Night Witch came to me at the end of September. I had just finished a run and was having breakfast when the first line floated in. She had only been in the house for seven days when she stopped sleeping. I wrote the first part of the story, and decided in a wave of caffeine induced enthusiasm, that I would just hit publish and see what happened.
It didn’t feel good, but there was an energy behind the story now, a push to finish it. Get it done now that the world (or a few dedicated followers) was watching. I’ve never done anything like that. Never showed someone work that I hadn’t meticulously revised, and of course nothing that I hadn’t finished yet. But I decided it would be an experiment. A way to push myself to get the work done no matter what.

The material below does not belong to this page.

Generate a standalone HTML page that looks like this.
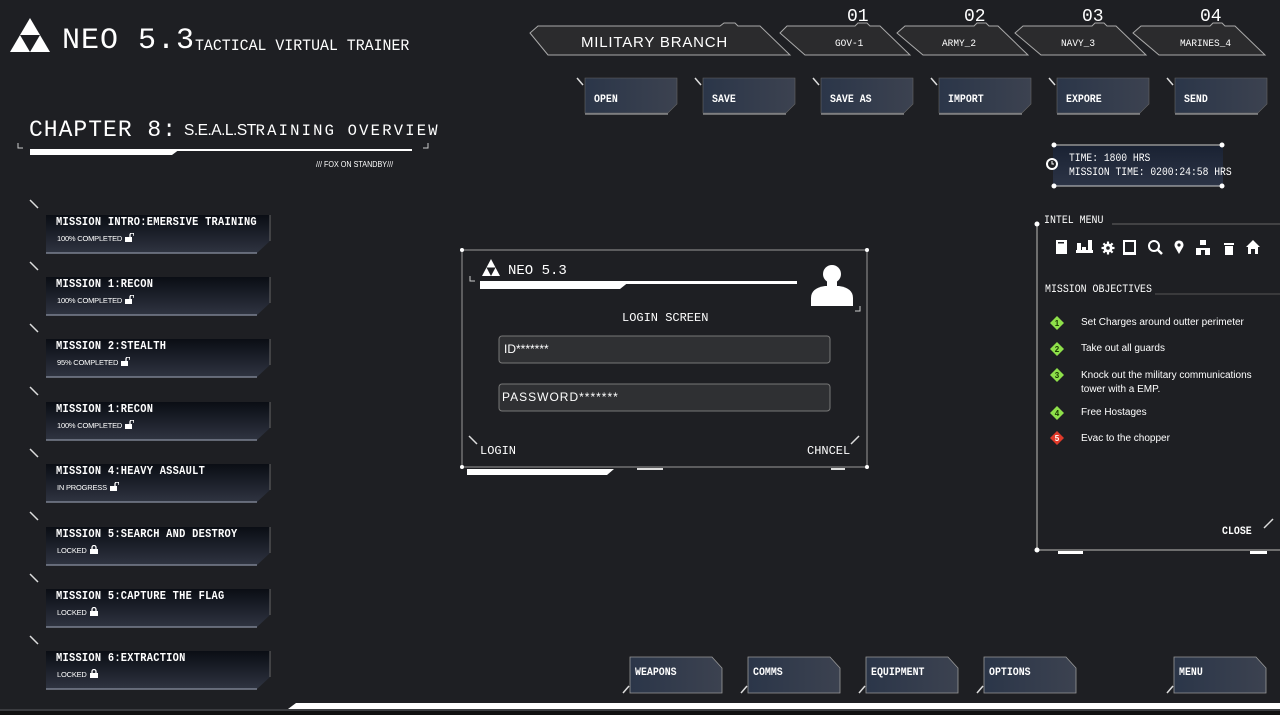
<!DOCTYPE html>
<html><head><meta charset="utf-8"><style>
*{margin:0;padding:0;box-sizing:border-box}
body{width:1280px;height:715px;background:#1e1f23;overflow:hidden;position:relative;color:#fff;font-family:"Liberation Mono","DejaVu Sans Mono",monospace}
.a{position:absolute;white-space:nowrap}
.s{font-family:"Liberation Sans",sans-serif}
.m{position:absolute;left:46px;width:224px;height:38px}
.m .t{position:absolute;white-space:nowrap;left:10px;top:1px;font-size:11.5px;font-weight:bold;letter-spacing:0.3px;transform:scaleX(0.9);transform-origin:left}
.m .u{position:absolute;white-space:nowrap;left:11px;top:18px;font-size:7.5px;font-family:"Liberation Sans",sans-serif;letter-spacing:-0.2px}
.u svg{vertical-align:-1px;margin-left:3px}
.b{position:absolute;width:93px;height:37px}
.b span{position:absolute;left:9px;top:16px;font-size:11px;font-weight:bold;transform:scaleX(0.9);transform-origin:left}
.bb span{top:10px}
</style></head><body>
<svg width="1280" height="715" style="position:absolute;left:0;top:0">
<defs>
<linearGradient id="mg" x1="0" y1="0" x2="0" y2="1"><stop offset="0" stop-color="#0a0d14"/><stop offset="1" stop-color="#2f3441"/></linearGradient>
<linearGradient id="bg" x1="0" y1="0" x2="1" y2="0"><stop offset="0" stop-color="#2b3649"/><stop offset="1" stop-color="#3c4250"/></linearGradient>
<linearGradient id="tg" x1="0" y1="0" x2="0" y2="1"><stop offset="0" stop-color="#1a2233"/><stop offset="1" stop-color="#2c3446"/></linearGradient>
<g id="un"><rect x="0" y="4" width="7" height="5" fill="#fff"/><path d="M5,4 V2 A2,2 0 0 1 9,2 V3" stroke="#fff" stroke-width="1.3" fill="none"/></g>
</defs>
<polygon points="30,18 50,52 10,52" fill="#fff"/><polygon points="20,35 40,35 30,52" fill="#1e1f23"/>
<path d="M18,143 v5 h5 M428,143 v5 h-5" stroke="#ccc" fill="none"/>
<polygon points="30,149 180,149 172,155 30,155" fill="#fff"/><rect x="170" y="149" width="242" height="2" fill="#fff"/>
<g id="cards"></g>
<g fill="#2b2b2d" stroke="#aaa" stroke-width="1">
<path d="M538,26 H720 l4,-3 h11 l3,3 H760 L790,55 H548 L530,33 Z"/>
<path d="M787,26 H855 l3,-3 h9 l3,3 H880 L910,55 H805 L780,33 Z"/>
<path d="M905,26 H974 l3,-3 h9 l3,3 H998 L1028,55 H923 L897,33 Z"/>
<path d="M1023,26 H1092 l3,-3 h9 l3,3 H1116 L1146,55 H1041 L1015,33 Z"/>
<path d="M1141,26 H1210 l3,-3 h9 l3,3 H1235 L1265,55 H1159 L1133,33 Z"/>
</g>
<g id="tb"></g>
<g id="bt"></g>
<rect x="1053" y="146" width="170" height="40" fill="url(#tg)"/>
<line x1="1054" y1="145" x2="1222" y2="145" stroke="#ccc"/><line x1="1054" y1="186" x2="1222" y2="186" stroke="#ccc"/>
<g fill="#fff"><circle cx="1054" cy="145" r="2.5"/><circle cx="1222" cy="145" r="2.5"/><circle cx="1054" cy="186" r="2.5"/><circle cx="1222" cy="186" r="2.5"/></g>
<circle cx="1052" cy="164" r="6" fill="#fff"/><circle cx="1052" cy="164" r="4" fill="#1e1f23"/><path d="M1052,161 v3 h2" stroke="#fff" fill="none"/>
<line x1="1037" y1="224" x2="1037" y2="550" stroke="#888" stroke-width="1.5"/>
<line x1="1037" y1="550" x2="1280" y2="550" stroke="#888" stroke-width="1.5"/>
<circle cx="1037" cy="224" r="2.5" fill="#fff"/><circle cx="1037" cy="550" r="2.5" fill="#fff"/>
<line x1="1112" y1="224" x2="1280" y2="224" stroke="#666"/>
<line x1="1155" y1="294" x2="1280" y2="294" stroke="#555"/>
<rect x="1058" y="551" width="25" height="3" fill="#fff"/><rect x="1250" y="551" width="17" height="3" fill="#fff"/>
<line x1="1264" y1="528" x2="1273" y2="519" stroke="#ddd" stroke-width="1.5"/>
<g fill="#fff">
<rect x="1056" y="240" width="11" height="14"/><rect x="1058" y="242" width="6" height="1.5" fill="#1e1f23"/>
<rect x="1076" y="250" width="17" height="3"/><rect x="1077" y="243" width="4" height="7"/><rect x="1082" y="247" width="4" height="3"/><rect x="1088" y="240" width="4" height="10"/>
<circle cx="1108" cy="248" r="4.5"/>
<g stroke="#fff" stroke-width="2.2"><line x1="1108" y1="241.5" x2="1108" y2="254.5"/><line x1="1101.5" y1="248" x2="1114.5" y2="248"/><line x1="1103.4" y1="243.4" x2="1112.6" y2="252.6"/><line x1="1112.6" y1="243.4" x2="1103.4" y2="252.6"/></g>
<circle cx="1108" cy="248" r="1.8" fill="#1e1f23"/>
<rect x="1123" y="240" width="13" height="15"/><rect x="1125" y="242" width="9" height="10" fill="#1e1f23"/>
<circle cx="1154" cy="246" r="5" fill="none" stroke="#fff" stroke-width="2"/><line x1="1158" y1="250" x2="1162" y2="254" stroke="#fff" stroke-width="2.5"/>
<path d="M1179,254 L1175,247 A4.5,4.5 0 1 1 1183,247 Z"/><circle cx="1179" cy="245" r="1.6" fill="#1e1f23"/>
<rect x="1200" y="240" width="6" height="5"/><rect x="1196" y="248" width="14" height="2"/><rect x="1196" y="250" width="5" height="5"/><rect x="1205" y="250" width="5" height="5"/>
<rect x="1224" y="243" width="10" height="2"/><rect x="1225" y="246" width="8" height="9"/>
<path d="M1246,247 L1253,240 L1260,247 H1258 V254 H1248 V247 Z"/><rect x="1251" y="249" width="4" height="5" fill="#1e1f23"/>
</g>
<g font-family="Liberation Sans" font-size="8" font-weight="bold" text-anchor="middle">
<polygon points="1057,316 1064,323 1057,330 1050,323" fill="#8ee04a"/><text x="1057" y="326" fill="#1a3a00">1</text>
<polygon points="1057,342 1064,349 1057,356 1050,349" fill="#8ee04a"/><text x="1057" y="352" fill="#1a3a00">2</text>
<polygon points="1057,368 1064,375 1057,382 1050,375" fill="#8ee04a"/><text x="1057" y="378" fill="#1a3a00">3</text>
<polygon points="1057,406 1064,413 1057,420 1050,413" fill="#8ee04a"/><text x="1057" y="416" fill="#1a3a00">4</text>
<polygon points="1057,431 1064,438 1057,445 1050,438" fill="#e03a2a"/><text x="1057" y="441" fill="#fff">5</text>
</g>
<rect x="462" y="250" width="405" height="217" fill="none" stroke="#999"/>
<g fill="#fff"><circle cx="462" cy="250" r="2"/><circle cx="867" cy="250" r="2"/><circle cx="462" cy="467" r="2"/><circle cx="867" cy="467" r="2"/></g>
<polygon points="491,259 500,276 482,276" fill="#fff"/><polygon points="486.5,267.5 495.5,267.5 491,276" fill="#1e1f23"/>
<path d="M470,276 v5 h5 M860,306 v5 h-5" stroke="#ccc" fill="none"/>
<polygon points="480,281 630,281 620,289 480,289" fill="#fff"/><rect x="620" y="281" width="177" height="3" fill="#fff"/>
<circle cx="832" cy="274" r="9" fill="#fff"/><path d="M811,306 v-8 q0,-10 14,-12 h14 q14,2 14,12 v8 Z" fill="#fff"/><rect x="827" y="279" width="10" height="8" fill="#fff"/>
<rect x="499" y="336" width="331" height="27" rx="3" fill="#2f3033" stroke="#777"/>
<rect x="499" y="384" width="331" height="27" rx="3" fill="#2f3033" stroke="#777"/>
<line x1="469" y1="436" x2="477" y2="444" stroke="#ddd" stroke-width="1.5"/><line x1="851" y1="444" x2="859" y2="436" stroke="#ddd" stroke-width="1.5"/>
<polygon points="467,469 614,469 607,475 467,475" fill="#fff"/><rect x="637" y="468" width="26" height="2" fill="#ddd"/><rect x="831" y="468" width="14" height="2" fill="#ddd"/>
<polygon points="296,703 1280,703 1280,709 288,709" fill="#fff"/>
<rect x="0" y="709" width="1280" height="2" fill="#3a3b3f"/>
<rect x="0" y="711" width="1280" height="4" fill="#111"/>
</svg>
<script>
var s='',ys=[215,277,339,402,464,527,589,651];
ys.forEach(function(y){s+='<line x1="30" y1="'+(y-15)+'" x2="38" y2="'+(y-7)+'" stroke="#ddd" stroke-width="1.5"/><path d="M46,'+y+' H270 V'+(y+26)+' L257,'+(y+38)+' H46 Z" fill="url(#mg)"/><line x1="46" y1="'+(y+38)+'" x2="257" y2="'+(y+38)+'" stroke="#7a8090" stroke-width="1.5"/><line x1="270" y1="'+y+'" x2="270" y2="'+(y+26)+'" stroke="#666"/>';});
document.getElementById('cards').innerHTML=s;
var t='';[585,703,821,939,1057,1175].forEach(function(x){var r=x+92;t+='<line x1="'+(x-8)+'" y1="78" x2="'+(x-2)+'" y2="85" stroke="#ddd" stroke-width="1.5"/><path d="M'+x+',78 H'+r+' V104 L'+(r-9)+',113 H'+x+' Z" fill="url(#bg)" stroke="#666" stroke-width="0.6"/><line x1="'+x+'" y1="114" x2="'+(r-9)+'" y2="114" stroke="#bbb"/>';});
document.getElementById('tb').innerHTML=t;
var b='';[630,748,866,984,1174].forEach(function(x){var r=x+92;b+='<line x1="'+(x-7)+'" y1="693" x2="'+(x-1)+'" y2="686" stroke="#ddd" stroke-width="1.5"/><path d="M'+x+',657 H'+(r-10)+' L'+r+',668 V693 H'+x+' Z" fill="url(#bg)" stroke="#999" stroke-width="0.8"/>';});
document.getElementById('bt').innerHTML=b;
</script>
<div class="a" style="left:62px;top:24px;font-size:30px;letter-spacing:1px">NEO 5.3</div>
<div class="a" style="left:195px;top:37px;font-size:16px;transform:scaleX(0.93);transform-origin:left">TACTICAL VIRTUAL TRAINER</div>
<div class="a" style="left:29px;top:117px;font-size:23px;letter-spacing:1px">CHAPTER 8:</div>
<div class="a" style="left:184px;top:122px;font-size:15.5px;letter-spacing:2.2px"><span class="s" style="letter-spacing:-0.5px">S.E.A.L.ST</span>RAINING OVERVIEW</div>
<div class="a s" style="left:316px;top:160px;font-size:8px;transform:scaleX(0.9);transform-origin:left">/// FOX ON STANDBY///</div>

<div class="m" style="top:215px"><div class="t">MISSION INTRO:EMERSIVE TRAINING</div><div class="u">100% COMPLETED<svg width="9" height="9"><use href="#un"/></svg></div></div>
<div class="m" style="top:277px"><div class="t">MISSION 1:RECON</div><div class="u">100% COMPLETED<svg width="9" height="9"><use href="#un"/></svg></div></div>
<div class="m" style="top:339px"><div class="t">MISSION 2:STEALTH</div><div class="u">95% COMPLETED<svg width="9" height="9"><use href="#un"/></svg></div></div>
<div class="m" style="top:402px"><div class="t">MISSION 1:RECON</div><div class="u">100% COMPLETED<svg width="9" height="9"><use href="#un"/></svg></div></div>
<div class="m" style="top:464px"><div class="t">MISSION 4:HEAVY ASSAULT</div><div class="u">IN PROGRESS<svg width="9" height="9"><use href="#un"/></svg></div></div>
<div class="m" style="top:527px"><div class="t">MISSION 5:SEARCH AND DESTROY</div><div class="u">LOCKED<svg width="8" height="9"><rect x="0" y="4" width="8" height="5" fill="#fff"/><path d="M2,4 V2.5 A2,2 0 0 1 6,2.5 V4" stroke="#fff" stroke-width="1.3" fill="none"/></svg></div></div>
<div class="m" style="top:589px"><div class="t">MISSION 5:CAPTURE THE FLAG</div><div class="u">LOCKED<svg width="8" height="9"><rect x="0" y="4" width="8" height="5" fill="#fff"/><path d="M2,4 V2.5 A2,2 0 0 1 6,2.5 V4" stroke="#fff" stroke-width="1.3" fill="none"/></svg></div></div>
<div class="m" style="top:651px"><div class="t">MISSION 6:EXTRACTION</div><div class="u">LOCKED<svg width="8" height="9"><rect x="0" y="4" width="8" height="5" fill="#fff"/><path d="M2,4 V2.5 A2,2 0 0 1 6,2.5 V4" stroke="#fff" stroke-width="1.3" fill="none"/></svg></div></div>

<div class="a s" style="left:581px;top:34px;font-size:15px;letter-spacing:0.8px">MILITARY BRANCH</div>
<div class="a" style="left:847px;top:7px;font-size:18px">01</div>
<div class="a" style="left:964px;top:7px;font-size:18px">02</div>
<div class="a" style="left:1082px;top:7px;font-size:18px">03</div>
<div class="a" style="left:1200px;top:7px;font-size:18px">04</div>
<div class="a" style="left:835px;top:38px;font-size:10.5px;transform:scaleX(0.9);transform-origin:left">GOV-1</div>
<div class="a" style="left:942px;top:38px;font-size:10.5px;transform:scaleX(0.9);transform-origin:left">ARMY_2</div>
<div class="a" style="left:1061px;top:38px;font-size:10.5px;transform:scaleX(0.9);transform-origin:left">NAVY_3</div>
<div class="a" style="left:1180px;top:38px;font-size:10.5px;transform:scaleX(0.9);transform-origin:left">MARINES_4</div>

<div class="b" style="left:585px;top:78px"><span>OPEN</span></div>
<div class="b" style="left:703px;top:78px"><span>SAVE</span></div>
<div class="b" style="left:821px;top:78px"><span>SAVE AS</span></div>
<div class="b" style="left:939px;top:78px"><span>IMPORT</span></div>
<div class="b" style="left:1057px;top:78px"><span>EXPORE</span></div>
<div class="b" style="left:1175px;top:78px"><span>SEND</span></div>

<div class="a" style="left:1069px;top:152px;font-size:11px;line-height:14px;transform:scaleX(0.88);transform-origin:left">TIME: 1800 HRS<br>MISSION TIME: 0200:24:58 HRS</div>

<div class="a" style="left:1044px;top:215px;font-size:11px;transform:scaleX(0.9);transform-origin:left">INTEL MENU</div>
<div class="a" style="left:1045px;top:284px;font-size:11px;transform:scaleX(0.9);transform-origin:left">MISSION OBJECTIVES</div>
<div class="a s" style="left:1081px;top:317px;font-size:10px">Set Charges around outter perimeter</div>
<div class="a s" style="left:1081px;top:343px;font-size:10px">Take out all guards</div>
<div class="a s" style="left:1081px;top:369px;font-size:10px;line-height:13.5px">Knock out the military communications<br>tower with a EMP.</div>
<div class="a s" style="left:1081px;top:407px;font-size:10px">Free Hostages</div>
<div class="a s" style="left:1081px;top:433px;font-size:10px">Evac to the chopper</div>
<div class="a" style="left:1222px;top:526px;font-size:11px;font-weight:bold;transform:scaleX(0.9);transform-origin:left">CLOSE</div>

<div class="a" style="left:508px;top:263px;font-size:14px">NEO 5.3</div>
<div class="a" style="left:622px;top:311px;font-size:12px">LOGIN SCREEN</div>
<div class="a s" style="left:504px;top:342px;font-size:12px">ID*******</div>
<div class="a s" style="left:502px;top:390px;font-size:12px;letter-spacing:1px">PASSWORD*******</div>
<div class="a" style="left:480px;top:444px;font-size:12px">LOGIN</div>
<div class="a" style="left:807px;top:444px;font-size:12px">CHNCEL</div>

<div class="b bb" style="left:630px;top:657px"><span style="left:5px">WEAPONS</span></div>
<div class="b bb" style="left:748px;top:657px"><span style="left:5px">COMMS</span></div>
<div class="b bb" style="left:866px;top:657px"><span style="left:5px">EQUIPMENT</span></div>
<div class="b bb" style="left:984px;top:657px"><span style="left:5px">OPTIONS</span></div>
<div class="b bb" style="left:1174px;top:657px"><span style="left:5px">MENU</span></div>
</body></html>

I’ll tell you that the experiment was a success. Forcing yourself to treat writing like a job is important. There was only one time last month that I felt inspired to write it. Only one time that I actually wanted to sit down and get to it. Had I followed those feelings, I would have missed the story. I would only have that snippet, the picture of June Huntsman buying her first home. Afraid and insecure, but pulled by something invisible to act. And that would be the end of it.
Instead, I scared myself into following through. That’s, unfortunately, how I work. For me to get things done, I have to put it out there. Announce it for the whole world and then panic at having to do it.
In honor of that reality, I have two announcements.
I will be adding voiceover to all my stories (maybe my articles as well), to accommodate all the busy people out there. I could never have read as many books as I did were it not for Audible. Will you do me a favor? Listen to Night Witch: Part I, and tell me if the audio is okay? I’m no expert. Please give me some feedback before I finish them all!
I will be starting a podcast to accompany this newsletter! Release dates are tentatively set for December, but I’ll update when it’s a definite thing. It will cover all things horror, both real and imagined. If you think you’d like to hear me blab about ghosts and the like, it’s probably for you.
I’m a few months into this thing, and I have to tell you, I’m loving it. I love it more than I thought I would. Now that I’m done with travel, I’m ready to buckle up and bring you some great content in the next few months. Mass hysteria, voodoo deaths, unsolved crimes, and skinwalkers to name a few. Thank you so much for reading, for subscribing, for commenting. It means the world to me as I’m just getting started.
I'm in a similar boat in that a big part of my posting here is to give myself a kind of accountability. It means I show up and do my writing or revisions even when I don't always feel like it. Otherwise, finishing my books could take another 10 years ;-) Look forward to catching up with Night Witch!
I’m happy that you put yourself ‘out there’ because I get to enjoy your stories. I can’t believe that you just wrote and published without any revisions. The quality is flawless. I’ll check out your podcast, great idea btw.